The dividend payout is covered, as 2020 saw FFO-per-share of $0.65. From a dividend coverage perspective, Dream Industrial is in pretty good shape.
Another factor helping to secure Dream Industrial’s dividend payout is its strong balance sheet. Dream Industrial has an investment-grade credit rating of BBB and a manageable level of debt.
Source: Investor Presentation
Finally, income investors should consider the payout ratio when assessing a dividend’s sustainability. Payout ratios for REITs are always very high because they are required to distribute nearly all of their earnings.
At 89% expected for 2021, Dream Industrial’s payout ratio appears healthy and we view the dividend payout as safe.

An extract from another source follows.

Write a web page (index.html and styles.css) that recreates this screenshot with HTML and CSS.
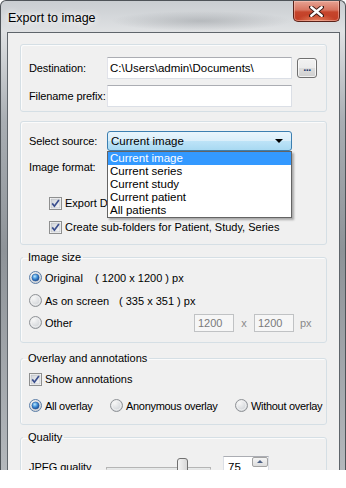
FILE: index.html
```html
<!DOCTYPE html>
<html lang="en">
<head>
  <meta charset="UTF-8">
  <meta name="viewport" content="width=device-width, initial-scale=1.0">
  <link rel="stylesheet" href="styles.css">
  <title>Export to image</title>
</head>
<body>
  <svg class="defs" width="0" height="0">
    <defs>
      <linearGradient id="boxfill" x1="0" y1="0" x2="1" y2="1">
        <stop offset="0" stop-color="#cfd3d8"/>
        <stop offset="1" stop-color="#f7f7f7"/>
      </linearGradient>
      <radialGradient id="radfill" cx="0.35" cy="0.3" r="0.8">
        <stop offset="0" stop-color="#f7f7f7"/>
        <stop offset="1" stop-color="#c9cdd2"/>
      </radialGradient>
      <radialGradient id="dotfill" cx="0.4" cy="0.35" r="0.7">
        <stop offset="0" stop-color="#b9e8fc"/>
        <stop offset="0.5" stop-color="#3f8ed8"/>
        <stop offset="1" stop-color="#16438a"/>
      </radialGradient>
      <symbol id="chk" viewBox="0 0 13 13">
        <rect x="0.5" y="0.5" width="12" height="12" fill="#fff" stroke="#8e8f8f"/>
        <rect x="2" y="2" width="9" height="9" fill="url(#boxfill)" stroke="#aeb3b9" stroke-width="0.6"/>
        <path d="M3.2 6.4 L5.4 9.2 L9.9 2.9" fill="none" stroke="#3b4f8e" stroke-width="1.7"/>
      </symbol>
      <symbol id="rad" viewBox="0 0 13 13">
        <circle cx="6.5" cy="6.5" r="6" fill="url(#radfill)" stroke="#8f9296"/>
        <circle cx="6.5" cy="6.5" r="4.4" fill="none" stroke="#f4f4f4" stroke-width="0.8"/>
      </symbol>
      <symbol id="rad-on" viewBox="0 0 13 13">
        <circle cx="6.5" cy="6.5" r="6" fill="url(#radfill)" stroke="#5d7fa8"/>
        <circle cx="6.5" cy="6.5" r="3.6" fill="url(#dotfill)" stroke="#1c4f90" stroke-width="0.5"/>
      </symbol>
    </defs>
  </svg>

  <div class="window">
    <div class="titlebar">
      <span class="title">Export to image</span>
      <div class="close">
        <svg width="15" height="11" viewBox="0 0 15 11">
          <path d="M2 1 L13 10 M13 1 L2 10" stroke="#3a1a14" stroke-width="4.2" stroke-linecap="round"/>
          <path d="M2.3 1.3 L12.7 9.7 M12.7 1.3 L2.3 9.7" stroke="#fff" stroke-width="2.4" stroke-linecap="round"/>
        </svg>
      </div>
    </div>

    <div class="client">
      <!-- destination -->
      <div class="group dest">
        <div class="row">
          <span class="lbl">Destination:</span>
          <div class="edit">C:\Users\admin\Documents\</div>
          <div class="browse">...</div>
        </div>
        <div class="row">
          <span class="lbl">Filename prefix:</span>
          <div class="edit"></div>
        </div>
      </div>

      <!-- source -->
      <div class="group source">
        <div class="row">
          <span class="lbl">Select source:</span>
          <div class="combo-wrap">
            <div class="combo open">Current image<span class="arrow"></span></div>
            <ul class="dropdown">
              <li class="sel">Current image</li>
              <li>Current series</li>
              <li>Current study</li>
              <li>Current patient</li>
              <li>All patients</li>
            </ul>
          </div>
        </div>
        <div class="row">
          <span class="lbl">Image format:</span>
          <div class="combo">PNG<span class="arrow"></span></div>
        </div>
        <div class="check-row first">
          <svg class="chk"><use href="#chk"/></svg>
          <span>Export DICOM overlay</span>
        </div>
        <div class="check-row">
          <svg class="chk"><use href="#chk"/></svg>
          <span>Create sub-folders for Patient, Study, Series</span>
        </div>
      </div>

      <!-- image size -->
      <fieldset class="group size">
        <legend>Image size</legend>
        <div class="opt-row">
          <svg class="rad"><use href="#rad-on"/></svg>
          <span class="opt-name w-orig">Original</span>
          <span>( 1200 x 1200 ) px</span>
        </div>
        <div class="opt-row">
          <svg class="rad"><use href="#rad"/></svg>
          <span class="opt-name w-screen">As on screen</span>
          <span>( 335 x 351 ) px</span>
        </div>
        <div class="opt-row other">
          <svg class="rad"><use href="#rad"/></svg>
          <span class="opt-name w-other">Other</span>
          <div class="edit small">1200</div>
          <span class="times">x</span>
          <div class="edit small">1200</div>
          <span class="unit">px</span>
        </div>
      </fieldset>

      <!-- overlay -->
      <fieldset class="group overlay">
        <legend>Overlay and annotations</legend>
        <div class="check-row">
          <svg class="chk"><use href="#chk"/></svg>
          <span>Show annotations</span>
        </div>
        <div class="opt-row overlay-opts">
          <span class="opt w-all"><svg class="rad"><use href="#rad-on"/></svg>All overlay</span>
          <span class="opt w-anon"><svg class="rad"><use href="#rad"/></svg>Anonymous overlay</span>
          <span class="opt"><svg class="rad"><use href="#rad"/></svg>Without overlay</span>
        </div>
      </fieldset>

      <!-- quality -->
      <fieldset class="group quality">
        <legend>Quality</legend>
        <div class="row">
          <span class="lbl q">JPEG quality</span>
          <div class="slider">
            <div class="track"></div>
            <div class="thumb"></div>
          </div>
          <div class="spin">
            <span>75</span>
            <div class="spin-up"></div>
          </div>
        </div>
      </fieldset>
    </div>
  </div>
</body>
</html>
```

FILE: styles.css
```css
*, *:before, *:after {
  margin: 0;
  padding: 0;
  box-sizing: border-box;
}
body {
  background: #ffffff;
  font-family: "Liberation Sans", Arial, sans-serif;
  font-size: 11px;
  color: #000;
}
.defs {
  position: absolute;
}

/* window frame */
.window {
  width: 346px;
  height: 470px;
  overflow: hidden;
  display: flex;
  flex-direction: column;
  border: 1px solid #4e5358;
  border-bottom: none;
  border-radius: 6px 6px 0 0;
  background:
    radial-gradient(ellipse 90px 10px at 200px 20px, rgba(120,125,130,0.35), rgba(120,125,130,0)),
    linear-gradient(to bottom, #c9cdd1 0px, #dfe1e3 30px, #a9aeb3 120px, #8e9398 250px, #b4b8bc 470px);
}
.titlebar {
  height: 31px;
  flex-shrink: 0;
  display: flex;
  align-items: flex-start;
  padding-left: 7px;
}
.title {
  margin-top: 10px;
  font-size: 12.5px;
  line-height: 14px;
  text-shadow: 0 0 6px #fff, 0 0 10px #fff;
}
.close {
  margin-left: auto;
  margin-right: 5px;
  width: 47px;
  height: 21px;
  display: flex;
  align-items: center;
  justify-content: center;
  border: 1px solid #5a2219;
  border-top: none;
  border-radius: 0 0 5px 5px;
  background:
    radial-gradient(ellipse 20px 7px at 50% 100%, rgba(240,150,110,0.8), rgba(240,150,110,0)),
    linear-gradient(to bottom, #e7a393 0%, #d77460 45%, #c6452c 55%, #c13d25 100%);
  box-shadow: inset 0 0 0 1px rgba(255,210,200,0.45);
}

.client {
  flex: 1;
  margin: 0 5px 0 6px;
  padding: 11px 12px 0 12px;
  border: 1px solid #5f656b;
  border-bottom: none;
  background: #f0f0f0;
  white-space: nowrap;
}

/* group boxes */
.group {
  border: 1px solid #d5dfe5;
  border-radius: 3px;
  box-shadow: inset 1px 1px 0 #fbfbfb;
  padding-left: 8px;
  padding-right: 8px;
  min-width: 0;
}
legend {
  font-size: 11px;
  line-height: 14px;
  padding: 0 2px 0 5px;
  margin-left: -6px;
}
.dest {
  padding-top: 12px;
  padding-bottom: 4px;
  display: flex;
  flex-direction: column;
  gap: 6px;
}
.source {
  margin-top: 9px;
  padding-top: 9px;
  padding-bottom: 9px;
}
.size {
  margin-top: 5px;
  padding-top: 4px;
  padding-bottom: 10px;
}
.overlay {
  margin-top: 8px;
  padding-top: 6px;
  padding-bottom: 9px;
}
.quality {
  margin-top: 5px;
  padding-top: 12px;
  padding-bottom: 10px;
}

.row {
  display: flex;
  align-items: center;
}
.source .row {
  height: 20px;
}
.source .row + .row {
  margin-top: 6px;
}
.lbl {
  width: 78px;
  flex-shrink: 0;
  letter-spacing: -0.1px;
}
.lbl.q {
  width: 77px;
}

/* edit boxes */
.edit {
  width: 185px;
  height: 22px;
  flex-shrink: 0;
  background: #fff;
  border: 1px solid #dbdfe6;
  border-top-color: #abadb3;
  border-left-color: #e2e3ea;
  padding: 3px 2px;
  line-height: 14px;
  font-size: 11.5px;
}
.edit.small {
  width: 40px;
  height: 18px;
  padding: 1px 3px;
  background: #f6f6f6;
  border-color: #c0c2c4;
  color: #7a7a7a;
  font-size: 11px;
}
.browse {
  margin-left: 5px;
  width: 20px;
  height: 20px;
  flex-shrink: 0;
  border: 1px solid #707070;
  border-radius: 3px;
  background: linear-gradient(to bottom, #f2f2f2 0%, #ebebeb 50%, #dddddd 51%, #cfcfcf 100%);
  box-shadow: inset 0 0 0 1px rgba(255,255,255,0.7);
  text-align: center;
  line-height: 16px;
  font-size: 11px;
  font-weight: bold;
  color: #27406e;
  letter-spacing: -0.5px;
}

/* combo + dropdown */
.combo-wrap {
  position: relative;
}
.combo {
  position: relative;
  width: 185px;
  height: 20px;
  padding: 2px 3px;
  border: 1px solid #a8acb2;
  border-radius: 3px;
  background: linear-gradient(to bottom, #f2f2f2, #dcdcdc);
  font-size: 11.5px;
  line-height: 15px;
}
.combo.open {
  border-color: #3c7fb1;
  background: linear-gradient(to bottom, #e9f5fc 0%, #d9eefa 50%, #bde3f7 51%, #a8d9f2 100%);
}
.arrow {
  position: absolute;
  right: 8px;
  top: 7px;
  border-left: 4px solid transparent;
  border-right: 4px solid transparent;
  border-top: 4px solid #000;
}
.dropdown {
  position: absolute;
  top: 100%;
  left: 0;
  z-index: 5;
  width: 185px;
  list-style: none;
  background: #fff;
  border: 1px solid #646464;
  box-shadow: 2px 2px 2px rgba(0,0,0,0.3);
  font-size: 11.5px;
}
.dropdown li {
  height: 13px;
  line-height: 13px;
  padding-left: 2px;
}
.dropdown li.sel {
  background: #3399ff;
  color: #fff;
}

/* check boxes and radios */
.check-row {
  display: flex;
  align-items: center;
  height: 16px;
  gap: 3px;
}
.source .check-row {
  padding-left: 20px;
  margin-top: 8px;
}
.source .check-row.first {
  margin-top: 18px;
}
.chk, .rad {
  width: 13px;
  height: 13px;
  flex-shrink: 0;
}
.opt-row {
  display: flex;
  align-items: center;
  height: 19px;
  gap: 3px;
}
.opt-row + .opt-row {
  margin-top: 4px;
}
.opt-row.other {
  margin-top: 3px;
}
.opt-name.w-orig { width: 47px; }
.opt-name.w-screen { width: 71px; }
.opt-name.w-other { width: 146px; }
.times {
  width: 20px;
  text-align: center;
  color: #8a8a8a;
  margin: 0 -3px;
}
.unit {
  margin-left: 3px;
  color: #8a8a8a;
}
.overlay-opts {
  margin-top: 9px;
  letter-spacing: -0.3px;
}
.opt {
  display: flex;
  align-items: center;
  gap: 3px;
  flex-shrink: 0;
}
.opt.w-all { width: 78px; }
.opt.w-anon { width: 122px; }

/* quality */
.quality .row {
  height: 22px;
}
.slider {
  position: relative;
  width: 105px;
  height: 22px;
}
.track {
  position: absolute;
  left: 0;
  right: 0;
  top: 11px;
  height: 3px;
  border: 1px solid #b5b5b5;
  border-bottom-color: #e6e6e6;
  background: #e7eaea;
}
.thumb {
  position: absolute;
  left: 71px;
  top: 2px;
  width: 11px;
  height: 20px;
  border: 1px solid #707070;
  border-radius: 3px 3px 0 0;
  background: linear-gradient(to right, #f4f4f4, #d8d8d8);
}
.spin {
  position: relative;
  margin-left: 12px;
  width: 46px;
  height: 22px;
  background: #fff;
  border: 1px solid #dbdfe6;
  border-top-color: #abadb3;
  padding: 3px 4px;
  font-size: 11.5px;
  line-height: 14px;
}
.spin-up {
  position: absolute;
  right: 0;
  top: 0;
  width: 16px;
  height: 10px;
  border: 1px solid #a3a3a3;
  border-radius: 2px;
  background: linear-gradient(to bottom, #f5f5f5, #dddddd);
}
.spin-up:after {
  content: "";
  position: absolute;
  left: 4px;
  top: 2px;
  border-left: 3px solid transparent;
  border-right: 3px solid transparent;
  border-bottom: 3px solid #4d6185;
}
```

Distribution growth may prove to be elusive, but we do not see a cut anytime soon.
Dream Industrial REIT’s high dividend yield and monthly dividend payments are two reasons why the company will stand out to income investors.
The stock yields over 4.5%, which is relatively appealing given the persistent low interest rate environment. Investors may find the high yield an attractive income possibility.
The REIT has strong fundamentals and a very high occupancy rate. The trust also has the potential for future growth, especially in Europe. Dream Industrial could interest those investors looking for high income and growth potential.